The primary purposes for the formation of the group was to have immediate contact with other owners.   I knew families would be seeing each other year after year and forming friendships.   Also, how does a timeshare have the same communication owner-to-owner that a condominium has to discuss COA matters?   Marriott controlled the flow of information, it went to them and they responded.   There was no available avenue to talk to other owners.

One of the benefits is getting group info from our General Manager.   Such as, after hurricanes our General Manager has kept us informed via contacting a Board member to say what happened and a plan of clean up.  Our General Manager also responds via a Board member to questions that come up from time to time and are hot topics.

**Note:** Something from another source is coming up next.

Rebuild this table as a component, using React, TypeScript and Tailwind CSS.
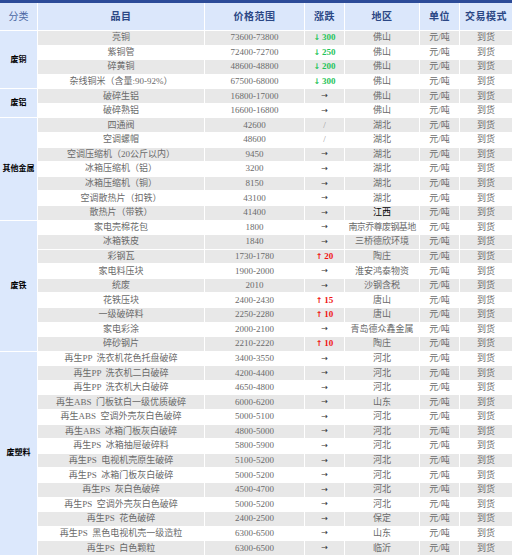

While TUG and redweek are what I consider prime spots for rental and sales ads our members have asked for a way to post ads to other owners.   Like TUG, the ads are not allowed through the "Messages" but they have their own spot in a Database.   This system has been tweaked and retweaked so it functions very efficiently.   Owners will actually help other owners fill a need for a room or a client for a rental.   

A downfall of the group is the same as any bulletin board or blog spot.   There are topics you may not be interested in that become "hot".   There are members who you may find, ahem, annoying.   There are ways around this.   You can elect to not get the emails but only view the group by logging in and reading topics that interest you.   You can also just receive special announcements.  The group was not intended to be a spot to gripe.   It is intended to be a spot where owners can help other owners with their ownership.   It is a closed group and the reason for this is very simple, to confine the feedback of COA matters to those it pertains to--owners only.  On a larger view we didn't want every yoowho on Yahoo to have access.   

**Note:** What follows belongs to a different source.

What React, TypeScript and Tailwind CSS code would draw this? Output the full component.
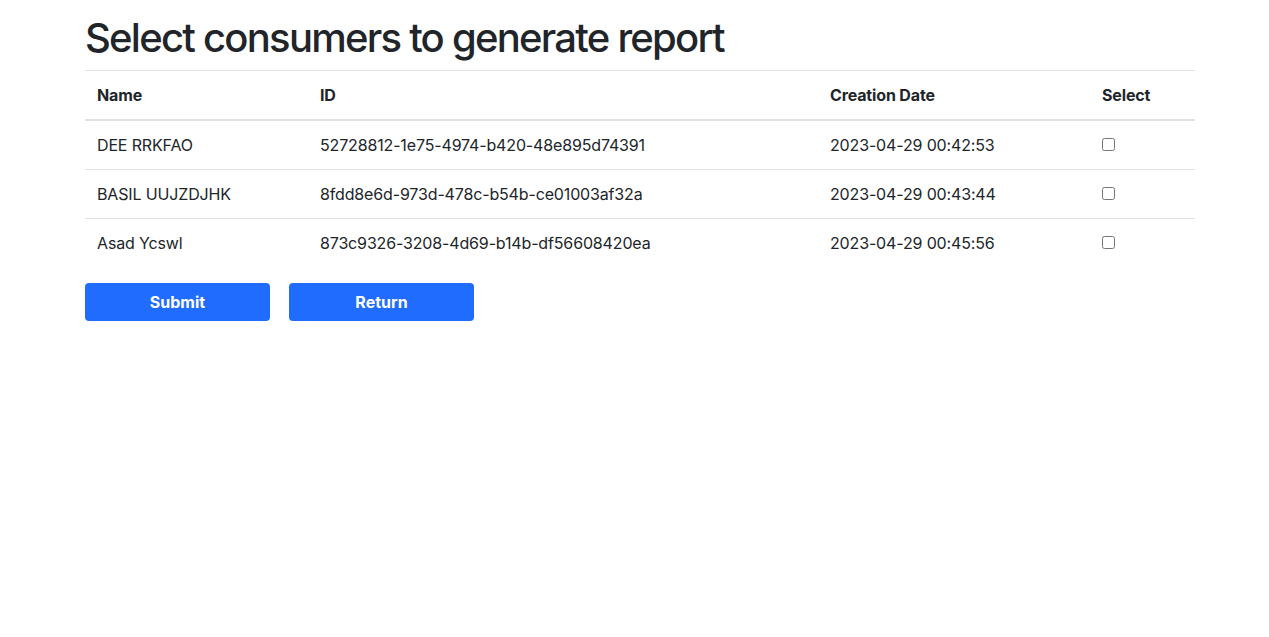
import React from "react";

const rows = [
  ["DEE RRKFAO", "52728812-1e75-4974-b420-48e895d74391", "2023-04-29 00:42:53"],
  ["BASIL UUJZDJHK", "8fdd8e6d-973d-478c-b54b-ce01003af32a", "2023-04-29 00:43:44"],
  ["Asad Ycswl", "873c9326-3208-4d69-b14b-df56608420ea", "2023-04-29 00:45:56"],
];

export default function App() {
  return (
    <div className="min-h-[637px] bg-white text-[#212529] font-['Inter',sans-serif]">
      <div className="ml-[85px] w-[1110px] pt-[14px]">
        <h1 className="text-[40px] leading-[48px] font-medium mb-2 tracking-[-1.75px]">
          Select consumers to generate report
        </h1>
        <table className="w-full border-collapse text-[16px] leading-6 mb-4 tracking-[-0.15px]">
          <colgroup>
            <col className="w-[223px]" />
            <col className="w-[510px]" />
            <col className="w-[272px]" />
            <col className="w-[105px]" />
          </colgroup>
          <thead>
            <tr>
              {["Name", "ID", "Creation Date", "Select"].map((h) => (
                <th
                  key={h}
                  className="text-left font-bold p-3 border-t border-b-2 border-[#dee2e6]"
                >
                  {h}
                </th>
              ))}
            </tr>
          </thead>
          <tbody>
            {rows.map((r) => (
              <tr key={r[1]}>
                <td className="p-3 border-t border-[#dee2e6]">{r[0]}</td>
                <td className="p-3 border-t border-[#dee2e6]">{r[1]}</td>
                <td className="p-3 border-t border-[#dee2e6]">{r[2]}</td>
                <td className="p-3 border-t border-[#dee2e6]">
                  <input type="checkbox" className="w-[13px] h-[13px] align-top mt-[5px] m-0" />
                </td>
              </tr>
            ))}
          </tbody>
        </table>
        <div className="flex gap-[19px]">
          <button className="w-[185px] h-[38px] rounded bg-[#1f6cfe] text-white font-bold text-[16px]">
            Submit
          </button>
          <button className="w-[185px] h-[38px] rounded bg-[#1f6cfe] text-white font-bold text-[16px]">
            Return
          </button>
        </div>
      </div>
    </div>
  );
}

There is a wonderful BBS called TUG for all things timeshare.  The OPnewsgroup was not meant to take it's place.


----------



## Smooth Air (Apr 17, 2012)

[Text re the OPnewsgroup deleted at request of poster]


----------



## Quilter (Apr 18, 2012)

Smooth Air said:


> [Text re the OPnewsgroup deleted at request of poster]



This is awkward and I'm not quite sure how to respond.  I'm sorry.   There are two sides to every story and TUG isn't the place to iron out OPnewsgroup discussions.  

It's obvious the OPnewsgroup is a bulletin board type group and doesn't work for everyone.   Nothing's perfect.   But it is working for over 500 owners and we receive new applications on a regular basis.   Currently TUG has  285 (56 logged in and 229 browsing).  Of that the Marriott forum has 38 (16 logged in & 22 browsing).   With the OPnewsgroup there is a large audience ready at the click of the keyboard to help with all things OP.


----------



## funtime (Apr 18, 2012)

*Ocean Pointe by a mile with small children*

I loved Oceana Palms and did a very positive review on the Tugger Review Site.  However, I specifically cautioned in that review that if I had young children with me, I would prefer Ocean Pointe.  Call me crazy but many children have had no experience being on a balcony 20 floors up and in my view too much - negative - could happen if they ended up goofing off on the balcony.  And, Ocean Pointe is more child friendly.  So go for Ocean Pointe.  Funtime


----------



## pedro47 (Apr 18, 2012)

Our grand kids loved Ocean Pointe when they were 12 & 8.  However, they really wanted to go back to the Grande Vista Resort in Orlando.


----------



## dougp26364 (Apr 18, 2012)

Smooth Air said:


> [Text re the OPnewsgroup deleted at request of poster]



Ditto except it wasn't about the decor. When things get personal, it's not worth the time. Things should never get personal over a matter of opinion.


----------



## Smooth Air (Apr 18, 2012)

Quilter,
Well, you brought up the issue about the "annoying" (your word) people in the OP Newsgroup so you opened the door on that one.

Don't worry. I am not interested in discussing what happened.  

Smooth Air


----------



## Quilter (Apr 18, 2012)

Smooth Air said:


> To FractionalTraveler & any other unhapppy TS Owners who bought from Developer and not Resale:
> 
> You really need to let this go. Contain your vitriol and bitterness. Resale is part of the timeshare market. You knew that, or should have known that, when you purchased from Developer Marriott or any other Developer.
> 
> Smooth Air



The above post was placed just 3 days ago on another thread.   It sounds to me like someone was critical of another Tugger because he posted his personal opinion.

How about letting go of something that happened back in 2006?


----------